L’exigence du style castigatus est aussi exprimée dans l’image de la quadrata elocutio, « l’éloquence parfaite ». Le terme quadrata renvoie en effet au quadrum (le carré) et désigne le style « bien équarri ». Il correspond à l’idéal cicéronien de l’aequalitas 924 et, pour Ennode, à « la langue lisse de Rome et la veine fluide du Latium925 ». L’idéal d’aequalitas s’oppose aux efforts laborieux de l’auteur maladroit : « Agréable est le commerce épistolaire quand il émane d’un auteur érudit : c’est en lui qu’éclate la splendeur d’un style poli à la perfection (politi sermonis splendor) lorsque la richesse de l’expression est bridée par les freins de l’habileté. (…) Mais lorsqu’un entretien rugueux révèle les limites étroites d’un maigre talent, qu’un auteur, en mettant en ordre ce qu’il a conçu, n’intercale pas le temps d’une nuit pour prendre soin du style et que, par l’ambiguïté d’un discours nébuleux, il fait naître, de l’exposé même, un sorte d’aveuglement : qui, étant solidement établi sur la citadelle de l’éloquence, ne mépriserait pas l’affection d’une telle personne ?926 ». Augustin opposait également le « langage châtié » (qui castigatius eloquuntur) à « la richesse verbale d’une surabondance merveilleuse [qui] déplaît par [sa] surcharge excessive927 ». S’inscrivant dans une tradition ancrée dans l’éloquence antique de Cicéron à Augustin, Ennode assigne donc au style un idéal d’élégance928 qui suppose le travail de la lime. Mais quel est le but de ce travail d’émondage ?

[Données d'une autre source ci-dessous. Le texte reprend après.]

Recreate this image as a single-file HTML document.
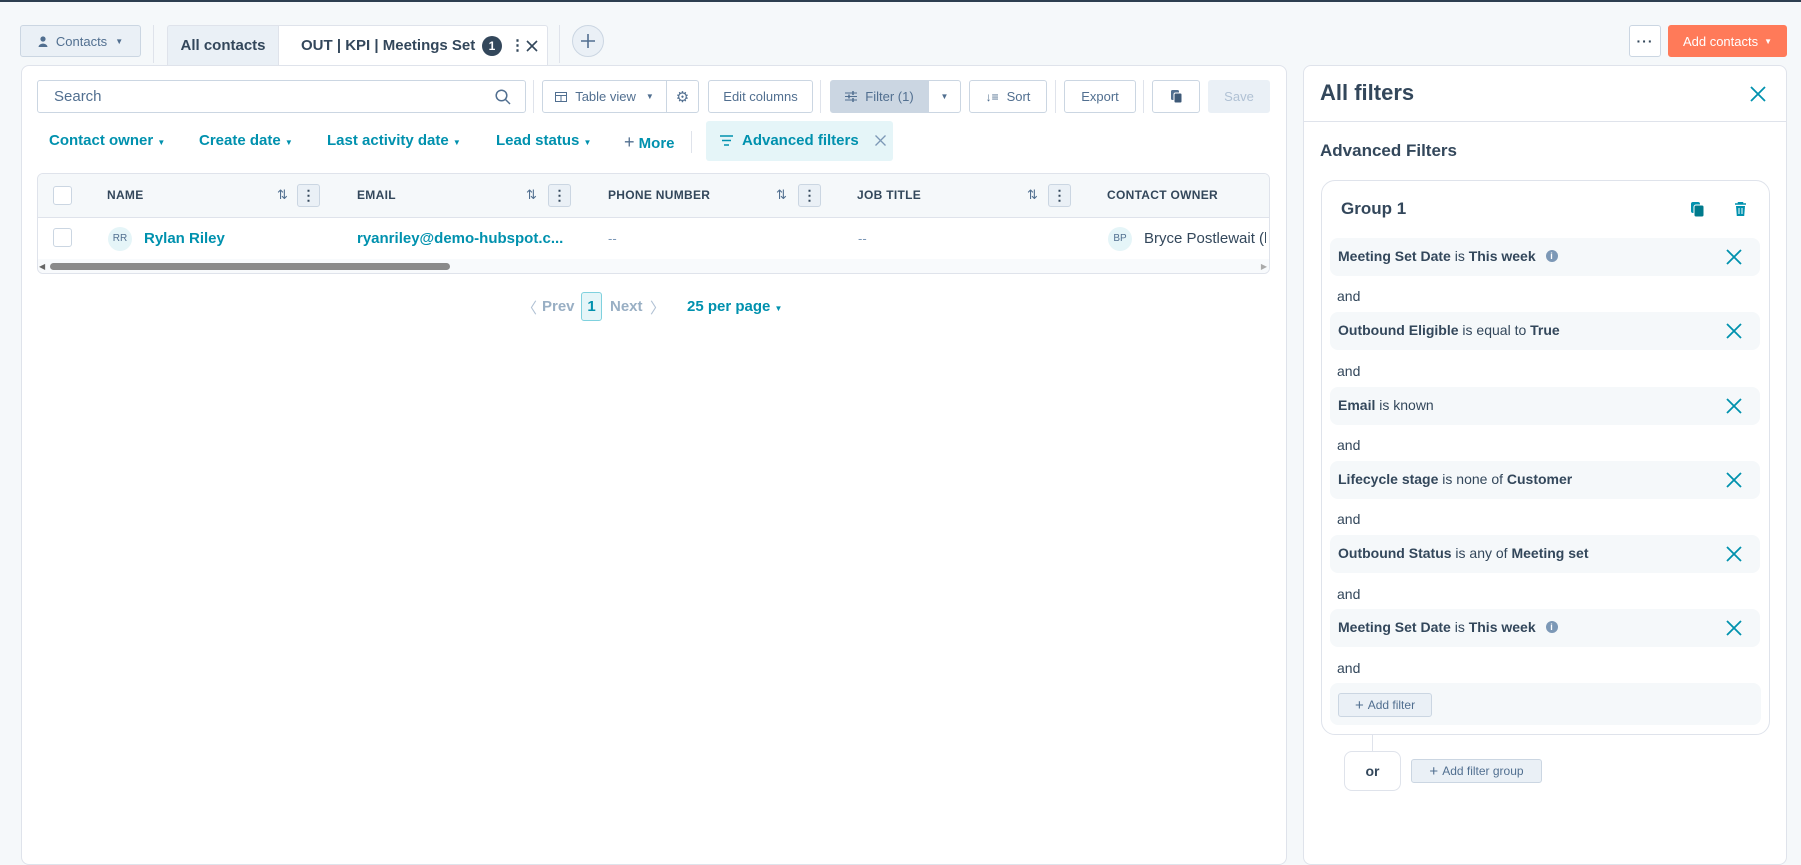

Conscient de la lourdeur que suscite une langue trop riche et trop dense, Ennode insiste sur l’objectif d’élégance et de simplicité qu’il appelle la « beauté simple » (simplex cultus). Mais la simplicité n’est pas la facilité. Elle n’est qu’une impression de facilité, de naturel, dans laquelle Ennode voit le sommet de l’art : « la négligence est de règle dans les épîtres et un habile défaut de soin se présente comme la garantie du génie. (…) Il vaut mieux, dans ce type de relations, que nous nous avancions le front dénué de parures rhétoriques : la beauté simple de l’entretien n’a que faire des diadèmes : la communion épistolaire atteint la beauté lorsqu’enfin elle fuit l’affectation. (…) C’est à Dieu que sont dues ces faveurs, Lui qui à la fois a conféré une intelligence éprise de science et n’a pas refusé la lime des études pour façonner la parole929 ». Ces lignes mêlent habilement le vocabulaire de la simplicité (neglegentia ; incuria ; pura fronte ; simplex) à celui du travail (artifex ; sudor ; caminis fabrilibus ; cultus ; limam studiorum ad oris fabricam). L’idéal stylistique de la « simple beauté » (simplex cultus) dans les épîtres se présente donc comme une recherche de la simplicité savante, atteinte à force de travail et d’artifices. Ennode n’oppose donc pas la simplicité (simplex) à l’artifice (artifex), comme avait pu le faire Sénèque930, mais il les considère comme deux conditions complémentaires de la « conduite de la phrase bien latine931 », le Latiaris ductus, la prose d’art par excellence.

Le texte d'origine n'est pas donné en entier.